Each of the major federal party leaders was on hand and Mr. Trudeau said "Canada is united tonight."

Describing the killings as an "act of cruelty and indescribable violence," Mr. Trudeau said "we stand with you, we love you, we support you."

While vigils were taking place Monday evening, a disquieting portrait emerged of the suspect in the attack. A former cadet, Alexandre Bissonnette was known in the city's activist circles as an Internet troll who frequently took anti-refugee and anti-feminist positions and stood up for U.S. President Donald Trump. But he never openly espoused violence or hatred.

Police searched an apartment linked to Mr. Bissonnette on Monday evening after a separate search earlier in the day of a home owned by his parents in nearby Cap-Rouge. The white and grey two-storey house sits on a small crescent just a few dozen metres from the St. Lawrence River.

Police descended on that site as well as others around Quebec City hunting for information in what they described as a large and unfinished investigation. Surveillance of mosques around Quebec and Ontario has been stepped up.

Details of the shooting itself remained imprecise. Worshippers were at Quebec City's mosque for the evening prayers Sunday when the attack occurred. Frantic worshippers started calling 911 at 7:55 p.m., according to police.

One witness, who did not want to give his name, said he was in the mosque after the prayer when a man walked in and started shooting "everything" that moved.
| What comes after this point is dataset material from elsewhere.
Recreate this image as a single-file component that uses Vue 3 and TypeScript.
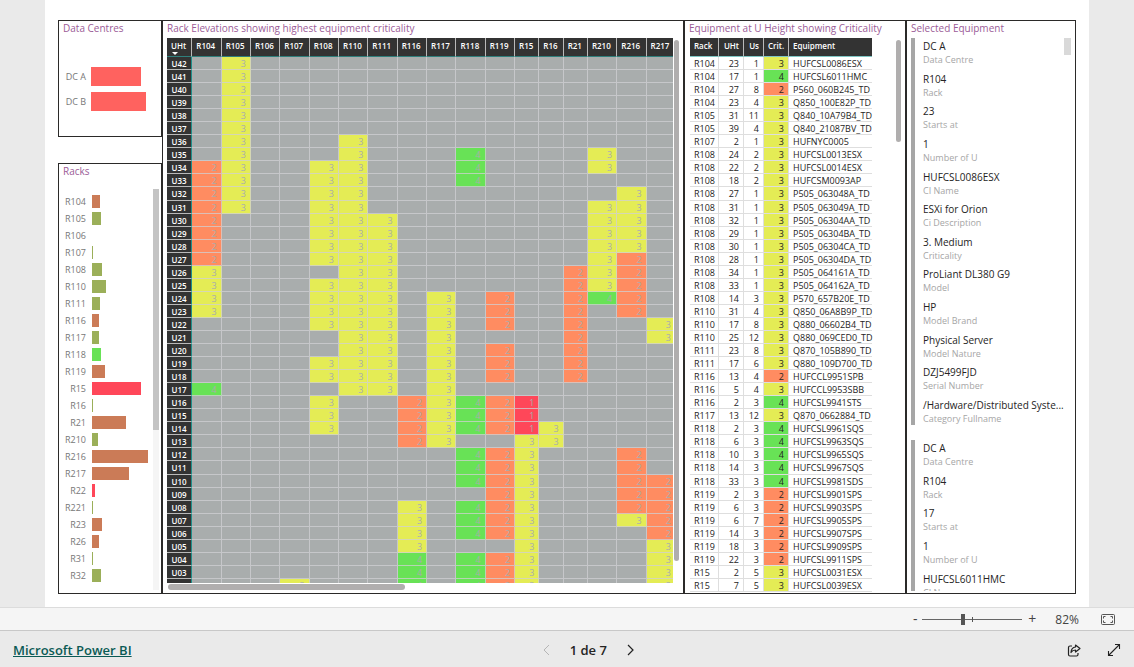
<script setup lang="ts">
import { ref } from 'vue'

interface Bar {
  name: string
  size: number
  tone: string
}

interface Run {
  from: number
  to: number
  crit: number
}

interface Rack {
  name: string
  runs: Run[]
}

const zoom = ref(40)

const centres: Bar[] = [
  { name: 'DC A', size: 49, tone: 'coral' },
  { name: 'DC B', size: 54, tone: 'coral' },
]

const rackBars: Bar[] = [
  { name: 'R104', size: 8, tone: 'clay' },
  { name: 'R105', size: 9, tone: 'olive' },
  { name: 'R106', size: 0, tone: 'olive' },
  { name: 'R107', size: 1, tone: 'olive' },
  { name: 'R108', size: 10, tone: 'olive' },
  { name: 'R110', size: 14, tone: 'olive' },
  { name: 'R111', size: 8, tone: 'olive' },
  { name: 'R116', size: 7, tone: 'clay' },
  { name: 'R117', size: 7, tone: 'olive' },
  { name: 'R118', size: 9, tone: 'green' },
  { name: 'R119', size: 13, tone: 'clay' },
  { name: 'R15', size: 49, tone: 'red' },
  { name: 'R16', size: 1, tone: 'olive' },
  { name: 'R21', size: 34, tone: 'clay' },
  { name: 'R210', size: 6, tone: 'olive' },
  { name: 'R216', size: 56, tone: 'clay' },
  { name: 'R217', size: 37, tone: 'clay' },
  { name: 'R22', size: 3, tone: 'red' },
  { name: 'R221', size: 1, tone: 'olive' },
  { name: 'R23', size: 10, tone: 'clay' },
  { name: 'R26', size: 7, tone: 'clay' },
  { name: 'R31', size: 1, tone: 'olive' },
  { name: 'R32', size: 9, tone: 'olive' },
]

const run = (from: number, to: number, crit: number): Run => ({ from, to, crit })

const racks: Rack[] = [
  { name: 'R104', runs: [run(34, 27, 2), run(26, 23, 3), run(17, 17, 4)] },
  { name: 'R105', runs: [run(42, 31, 3)] },
  { name: 'R106', runs: [] },
  { name: 'R107', runs: [run(2, 2, 3)] },
  { name: 'R108', runs: [run(34, 27, 3), run(25, 22, 3), run(19, 18, 3), run(16, 14, 3)] },
  { name: 'R110', runs: [run(36, 17, 3)] },
  { name: 'R111', runs: [run(30, 17, 3)] },
  { name: 'R116', runs: [run(16, 13, 2), run(8, 5, 3), run(4, 2, 4)] },
  { name: 'R117', runs: [run(24, 13, 3)] },
  { name: 'R118', runs: [run(35, 33, 4), run(16, 14, 4), run(12, 10, 4), run(8, 6, 4), run(4, 2, 4)] },
  { name: 'R119', runs: [run(24, 22, 2), run(20, 18, 2), run(16, 14, 2), run(12, 6, 2), run(4, 2, 2)] },
  { name: 'R15', runs: [run(16, 14, 1), run(13, 2, 3)] },
  { name: 'R16', runs: [run(14, 13, 3)] },
  { name: 'R21', runs: [run(26, 18, 2)] },
  { name: 'R210', runs: [run(35, 34, 3), run(31, 25, 3), run(24, 24, 4)] },
  { name: 'R216', runs: [run(32, 28, 3), run(27, 23, 2), run(12, 8, 2), run(7, 7, 3)] },
  { name: 'R217', runs: [run(22, 21, 3), run(10, 6, 2), run(5, 2, 3)] },
]

const units: number[] = Array.from({ length: 42 }, (_, i) => 42 - i)
const unitLabel = (u: number): string => 'U' + String(u).padStart(2, '0')
const critAt = (rack: Rack, u: number): number | undefined =>
  rack.runs.find((r) => u <= r.from && u >= r.to)?.crit

const equipment: [string, number, number, number, string][] = [
  ['R104', 23, 1, 3, 'HUFCSL0086ESX'],
  ['R104', 17, 1, 4, 'HUFCSL6011HMC'],
  ['R104', 27, 8, 2, 'P560_060B245_TD'],
  ['R104', 23, 4, 3, 'Q850_100E82P_TD'],
  ['R105', 31, 11, 3, 'Q840_10A79B4_TD'],
  ['R105', 39, 4, 3, 'Q840_21087BV_TD'],
  ['R107', 2, 1, 3, 'HUFNYC0005'],
  ['R108', 24, 2, 3, 'HUFCSL0013ESX'],
  ['R108', 22, 2, 3, 'HUFCSL0014ESX'],
  ['R108', 18, 2, 3, 'HUFCSM0093AP'],
  ['R108', 27, 1, 3, 'P505_063048A_TD'],
  ['R108', 31, 1, 3, 'P505_063049A_TD'],
  ['R108', 32, 1, 3, 'P505_06304AA_TD'],
  ['R108', 29, 1, 3, 'P505_06304BA_TD'],
  ['R108', 30, 1, 3, 'P505_06304CA_TD'],
  ['R108', 28, 1, 3, 'P505_06304DA_TD'],
  ['R108', 34, 1, 3, 'P505_064161A_TD'],
  ['R108', 33, 1, 3, 'P505_064162A_TD'],
  ['R108', 14, 3, 3, 'P570_657B20E_TD'],
  ['R110', 31, 4, 3, 'Q850_06A8B9P_TD'],
  ['R110', 17, 8, 3, 'Q880_06602B4_TD'],
  ['R110', 25, 12, 3, 'Q880_069CED0_TD'],
  ['R111', 23, 8, 3, 'Q870_105B890_TD'],
  ['R111', 17, 6, 3, 'Q880_109D700_TD'],
  ['R116', 13, 4, 2, 'HUFCCL9951SPB'],
  ['R116', 5, 4, 3, 'HUFCCL9953SBB'],
  ['R116', 2, 3, 4, 'HUFCSL9941STS'],
  ['R117', 13, 12, 3, 'Q870_0662884_TD'],
  ['R118', 2, 3, 4, 'HUFCSL9961SQS'],
  ['R118', 6, 3, 4, 'HUFCSL9963SQS'],
  ['R118', 10, 3, 4, 'HUFCSL9965SQS'],
  ['R118', 14, 3, 4, 'HUFCSL9967SQS'],
  ['R118', 33, 3, 4, 'HUFCSL9981SDS'],
  ['R119', 2, 3, 2, 'HUFCSL9901SPS'],
  ['R119', 6, 3, 2, 'HUFCSL9903SPS'],
  ['R119', 6, 7, 2, 'HUFCSL9905SPS'],
  ['R119', 14, 3, 2, 'HUFCSL9907SPS'],
  ['R119', 18, 3, 2, 'HUFCSL9909SPS'],
  ['R119', 22, 3, 2, 'HUFCSL9911SPS'],
  ['R15', 2, 5, 3, 'HUFCSL0031ESX'],
  ['R15', 7, 5, 3, 'HUFCSL0039ESX'],
]

const cards: [string, string][][] = [
  [
    ['DC A', 'Data Centre'],
    ['R104', 'Rack'],
    ['23', 'Starts at'],
    ['1', 'Number of U'],
    ['HUFCSL0086ESX', 'CI Name'],
    ['ESXi for Orion', 'Ci Description'],
    ['3. Medium', 'Criticality'],
    ['ProLiant DL380 G9', 'Model'],
    ['HP', 'Model Brand'],
    ['Physical Server', 'Model Nature'],
    ['DZJ5499FJD', 'Serial Number'],
    ['/Hardware/Distributed Syste...', 'Category Fullname'],
  ],
  [
    ['DC A', 'Data Centre'],
    ['R104', 'Rack'],
    ['17', 'Starts at'],
    ['1', 'Number of U'],
    ['HUFCSL6011HMC', 'CI Name'],
  ],
]
</script>

<template>
  <div class="viewer">
    <main class="stage">
      <div class="report">
        <div class="side">
          <section class="panel">
            <h2>Data Centres</h2>
            <ul class="bars centres">
              <li v-for="c in centres" :key="c.name">
                <span class="bar-label">{{ c.name }}</span>
                <span class="track"><span class="bar" :class="c.tone" :style="{ width: (c.size / 56) * 100 + '%' }"></span></span>
              </li>
            </ul>
          </section>
          <section class="panel racks">
            <h2>Racks</h2>
            <div class="rack-body">
              <ul class="bars">
                <li v-for="r in rackBars" :key="r.name">
                  <span class="bar-label">{{ r.name }}</span>
                  <span class="track"><span class="bar" :class="r.tone" :style="{ width: (r.size / 56) * 100 + '%' }"></span></span>
                </li>
              </ul>
              <div class="rack-scroll"><div class="rack-thumb"></div></div>
            </div>
          </section>
        </div>

        <section class="panel elevations">
          <h2>Rack Elevations showing highest equipment criticality</h2>
          <div class="scroll-row">
            <div class="viewport">
              <table class="matrix">
                <colgroup>
                  <col class="col-unit" />
                  <col v-for="r in racks" :key="r.name" :class="r.name.length > 3 ? 'col-wide' : 'col-narrow'" />
                </colgroup>
                <thead>
                  <tr>
                    <th scope="col" class="sorted">
                      UHt
                      <svg class="sort-mark" viewBox="0 0 6 3" width="6" height="3"><path d="M0 0h6L3 3z" fill="#fff" /></svg>
                    </th>
                    <th v-for="r in racks" :key="r.name" scope="col">{{ r.name }}</th>
                  </tr>
                </thead>
                <tbody>
                  <tr v-for="u in units" :key="u">
                    <th scope="row">{{ unitLabel(u) }}</th>
                    <td v-for="r in racks" :key="r.name" :class="'crit-' + (critAt(r, u) ?? 'none')">{{ critAt(r, u) }}</td>
                  </tr>
                </tbody>
              </table>
            </div>
            <div class="vbar"><div class="thumb matrix-thumb"></div></div>
          </div>
          <div class="hbar"><div class="thumb hthumb"></div></div>
        </section>

        <section class="panel equipment">
          <h2>Equipment at U Height showing Criticality</h2>
          <div class="scroll-row">
            <div class="viewport">
              <table class="listing">
                <colgroup>
                  <col class="col-rack" />
                  <col class="col-uht" />
                  <col class="col-us" />
                  <col class="col-crit" />
                  <col />
                </colgroup>
                <thead>
                  <tr>
                    <th scope="col">Rack</th>
                    <th scope="col" class="num">UHt</th>
                    <th scope="col" class="num">Us</th>
                    <th scope="col" class="num">Crit.</th>
                    <th scope="col">Equipment</th>
                  </tr>
                </thead>
                <tbody>
                  <tr v-for="(e, i) in equipment" :key="i">
                    <td>{{ e[0] }}</td>
                    <td class="num">{{ e[1] }}</td>
                    <td class="num">{{ e[2] }}</td>
                    <td class="num" :class="'crit-' + e[3]">{{ e[3] }}</td>
                    <td>{{ e[4] }}</td>
                  </tr>
                </tbody>
              </table>
            </div>
            <div class="vbar"><div class="thumb listing-thumb"></div></div>
          </div>
        </section>

        <section class="panel selected">
          <h2>Selected Equipment</h2>
          <div class="scroll-row">
            <div class="cards">
              <dl v-for="(card, i) in cards" :key="i" class="card">
                <div v-for="field in card" :key="field[1]" class="field">
                  <dt>{{ field[1] }}</dt>
                  <dd>{{ field[0] }}</dd>
                </div>
              </dl>
            </div>
            <div class="card-scroll"></div>
          </div>
        </section>
      </div>
    </main>

    <div class="zoombar">
      <button type="button" class="step" aria-label="Zoom out">-</button>
      <input v-model.number="zoom" class="slider" type="range" min="0" max="100" aria-label="Zoom" />
      <button type="button" class="step" aria-label="Zoom in">+</button>
      <span class="percent">82%</span>
      <button type="button" class="icon-btn" aria-label="Fit to page">
        <svg width="14" height="11" viewBox="0 0 14 11" fill="none" stroke="#555">
          <rect x="0.5" y="0.5" width="13" height="10" rx="1" />
          <path d="M4.5 2.5h-2v2M2.5 6.5v2h2M9.5 2.5h2v2M11.5 6.5v2h-2" />
        </svg>
      </button>
    </div>

    <footer class="footer">
      <a href="#" class="brand">Microsoft Power BI</a>
      <nav class="pager" aria-label="Pages">
        <button type="button" class="icon-btn" aria-label="Previous page" disabled>
          <svg width="10" height="12" viewBox="0 0 10 12" fill="none" stroke="#b5b5b5"><path d="M7 1L2 6l5 5" /></svg>
        </button>
        <span class="page">1 de 7</span>
        <button type="button" class="icon-btn" aria-label="Next page">
          <svg width="10" height="12" viewBox="0 0 10 12" fill="none" stroke="#222" stroke-width="1.2"><path d="M3 1l5 5-5 5" /></svg>
        </button>
      </nav>
      <div class="actions">
        <button type="button" class="icon-btn" aria-label="Share">
          <svg width="14" height="13" viewBox="0 0 14 13" fill="none" stroke="#222" stroke-width="1.2" stroke-linejoin="round">
            <path d="M5 2H3Q1.500 2 1.500 3.500V10.500Q1.500 12 3 12H9.500Q11 12 11 10.500V9" />
            <path d="M8.500 1L13 4.500L8.500 8V6Q5.500 6 4 8.500Q4.300 3.500 8.500 3Z" />
          </svg>
        </button>
        <button type="button" class="icon-btn" aria-label="Full screen">
          <svg width="14" height="14" viewBox="0 0 14 14" fill="none" stroke="#222" stroke-width="1.1">
            <path d="M1.500 12.500L12.500 1.500M8 1.500h4.500V6M1.500 8v4.500H6" />
          </svg>
        </button>
      </div>
    </footer>
  </div>
</template>

<style>
body {
  margin: 0;
}
</style>

<style scoped>
.viewer {
  display: flex;
  flex-direction: column;
  height: 100vh;
  overflow: hidden;
  background: #eaeaea;
  color: #252423;
  font-family: 'Open Sans', 'Noto Sans', sans-serif;
  font-size: 9px;
}

.viewer * {
  box-sizing: border-box;
}

button {
  padding: 0;
  border: 0;
  background: none;
  color: inherit;
  font: inherit;
}

.stage {
  display: flex;
  flex: 1;
  min-height: 0;
  padding: 0 45px;
}

.report {
  display: grid;
  flex: 1;
  grid-template-columns: 104fr 522fr 222fr 170fr;
  grid-template-rows: minmax(0, 1fr);
  padding: 20px 13px 13px;
  background: #fff;
}

.side {
  display: grid;
  grid-template-rows: 117px minmax(0, 1fr);
  gap: 26px;
  min-width: 0;
}

.panel {
  display: flex;
  flex-direction: column;
  min-width: 0;
  min-height: 0;
  border: 1px solid #2b2a29;
  overflow: hidden;
}

h2 {
  flex: none;
  margin: 0;
  padding: 0 0 2px 4px;
  color: #9b5c97;
  font-size: 10px;
  font-weight: 400;
  line-height: 15px;
  white-space: nowrap;
}

.bars {
  flex: 1;
  min-width: 0;
  margin: 0;
  padding: 0;
  list-style: none;
}

.bars li {
  display: flex;
  align-items: center;
  gap: 6px;
  height: 17px;
}

.centres {
  padding: 26px 13px 0 0;
}

.bars.centres li {
  gap: 5px;
  height: 25px;
}

.centres .bar {
  height: 19px;
}

.bar-label {
  flex: none;
  width: 27px;
  color: #777;
  text-align: right;
}

.track {
  flex: 1;
}

.bar {
  display: block;
  height: 13px;
}

.coral {
  background: #ff625f;
}

.clay {
  background: #cb7b57;
}

.olive {
  background: #9baf59;
}

.green {
  background: #68e256;
}

.red {
  background: #ff4759;
}

.rack-body {
  display: flex;
  flex: 1;
  gap: 5px;
  min-height: 0;
  padding: 8px 2px 3px 0;
}

.rack-body .bars {
  padding-top: 4px;
}

.rack-scroll {
  width: 6px;
  background: #f5f5f5;
}

.rack-thumb {
  height: 60%;
  background: #c4c4c4;
}

.scroll-row {
  display: flex;
  flex: 1;
  min-height: 0;
}

.viewport {
  flex: 1;
  min-width: 0;
  overflow: hidden;
}

.thumb {
  border-radius: 3px;
  background: #b0aeae;
}

.vbar {
  flex: none;
  width: 5px;
  padding-top: 2px;
}

.elevations {
  padding: 0 4px 3px;
}

.elevations h2,
.equipment h2,
.selected h2 {
  padding-left: 0;
}

.elevations .scroll-row {
  gap: 1px;
}

.matrix-thumb {
  height: 96%;
}

.hbar {
  flex: none;
  height: 7px;
  padding: 1px 6px 0 1px;
}

.hthumb {
  width: 47%;
  height: 6px;
}

table {
  border-spacing: 0;
  table-layout: fixed;
}

th,
td {
  padding: 1px 4px 0;
  overflow: hidden;
  font-size: 9px;
  line-height: 11px;
  white-space: nowrap;
}

th {
  background: #333;
  color: #fff;
  font-size: 8px;
  font-weight: 600;
}

thead th {
  height: 19px;
  padding-top: 2px;
  border-right: 1px solid #b9b9b9;
  border-bottom: 1px solid #2f7f7c;
  line-height: 12px;
  vertical-align: top;
}

.matrix {
  width: 509px;
  height: 567px;
}

.col-unit {
  width: 25px;
}

.col-wide {
  width: 29px;
}

.col-narrow {
  width: 24px;
}

.matrix td {
  border-right: 1px solid rgba(208, 208, 212, 0.75);
  border-bottom: 1px solid rgba(208, 208, 212, 0.75);
  background-color: #a9adad;
  color: #a9adad;
  text-align: right;
}

.matrix tbody th {
  padding: 1px 0 0;
  border-right: 1px solid #1f8f8a;
  border-bottom: 1px solid #b9b9b9;
  text-align: center;
}

.matrix thead th {
  padding-right: 0;
  text-align: left;
}

.sort-mark {
  display: block;
  margin-left: 1px;
}

.matrix .crit-1,
.listing .crit-1 {
  background-color: #ff4759;
}

.matrix .crit-2,
.listing .crit-2 {
  background-color: #ff8c61;
}

.matrix .crit-3,
.listing .crit-3 {
  background-color: #e4ec55;
}

.matrix .crit-4,
.listing .crit-4 {
  background-color: #68e256;
}

.equipment {
  padding: 0 4px 1px;
}

.equipment .viewport {
  padding-left: 1px;
}

.listing {
  width: 182px;
  height: 554px;
}

.listing thead th {
  border-bottom-color: #7fc6c4;
  text-align: left;
}

.listing td {
  border-right: 1px solid #dedede;
  border-bottom: 1px solid #dedede;
}

.listing th:last-child,
.listing td:last-child {
  padding-right: 0;
  border-right: 0;
  overflow: visible;
}

.listing thead .num,
.listing .num {
  text-align: right;
}

.col-rack {
  width: 29px;
}

.col-uht {
  width: 25px;
}

.col-us {
  width: 20px;
}

.col-crit {
  width: 25px;
}

.listing-thumb {
  height: 102px;
}

.selected {
  padding: 0 4px 2px;
}

.cards {
  flex: 1;
  min-width: 0;
  overflow: hidden;
}

.card {
  display: grid;
  grid-template-rows: repeat(12, 28px);
  align-content: space-between;
  height: 387px;
  margin: 0 0 15px;
  padding-left: 8px;
  border-left: 4px solid #a6a6a6;
}

.field {
  display: flex;
  flex-direction: column-reverse;
  justify-content: flex-end;
  white-space: nowrap;
}

dt {
  color: #a6a6a6;
  line-height: 12px;
}

dd {
  margin: 0;
  font-size: 10px;
  line-height: 16px;
}

.card-scroll {
  width: 7px;
  height: 17px;
  background: #d9d9d9;
}

.zoombar {
  display: flex;
  flex: none;
  align-items: center;
  justify-content: flex-end;
  height: 24px;
  padding-right: 19px;
  border-top: 1px solid #dcdcdc;
  border-bottom: 1px solid #c8c8c8;
  background: #f5f5f5;
  color: #444;
  font-size: 12px;
}

.step {
  width: 14px;
  font-size: 14px;
  line-height: 20px;
}

.slider {
  width: 100px;
  height: 12px;
  margin: 0 3px 0 0;
  appearance: none;
  background:
    linear-gradient(#555, #555) 50px center / 1px 5px no-repeat,
    linear-gradient(#666, #666) center / 100% 1px no-repeat;
}

.slider::-webkit-slider-thumb {
  width: 4px;
  height: 11px;
  appearance: none;
  background: #555;
}

.percent {
  margin: 0 22px 0 16px;
}

.icon-btn {
  display: flex;
  align-items: center;
}

.footer {
  display: flex;
  flex: none;
  align-items: center;
  justify-content: space-between;
  height: 36px;
  padding: 2px 13px 0;
}

.brand {
  color: #0b5a55;
  font-size: 13px;
  font-weight: 600;
}

.pager {
  display: flex;
  align-items: center;
  gap: 18px;
  font-size: 13px;
  font-weight: 600;
}

.actions {
  display: flex;
  align-items: center;
  gap: 26px;
  padding-left: 22px;
}
</style>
"It was someone who mastered weapons because it was calm," the man said. "He killed and he killed."

The witness said he lay on his stomach near the front of the mosque as the man emptied his weapon. Then, he said, the gunman just stopped and left.

Police said they intercepted one of the men initially labelled a suspect near the mosque shortly after receiving the first emergency phone calls and arrested him. He is believed to have been trying to help victims, not hurt them.

The other man, allegedly Mr. Bissonnette, fled the scene by car and called 911 around 8:10 p.m. to say he was involved. He stopped his vehicle on the ramp leading to the Île d'Orléans bridge to wait for police, authorities said.

Quebec's Integrated National Security Enforcement Team, consisting of investigators from the RCMP, the Sûreté du Québec and the Montreal police service, took over the investigation around 10 p.m. Sunday when the shooting was determined to be an act of terror.

"We condemn this terrorist attack on Muslims in a centre of worship and refuge," Mr. Trudeau said in a statement.

"Muslim-Canadians are an important part of our national fabric, and these senseless acts have no place in our communities, cities and country."

Condemnations poured in from around the world as word of the attack spread. New York Mayor Bill de Blasio announced the New York City Police Department was beefing up security around mosques and said New Yorkers should be vigilant.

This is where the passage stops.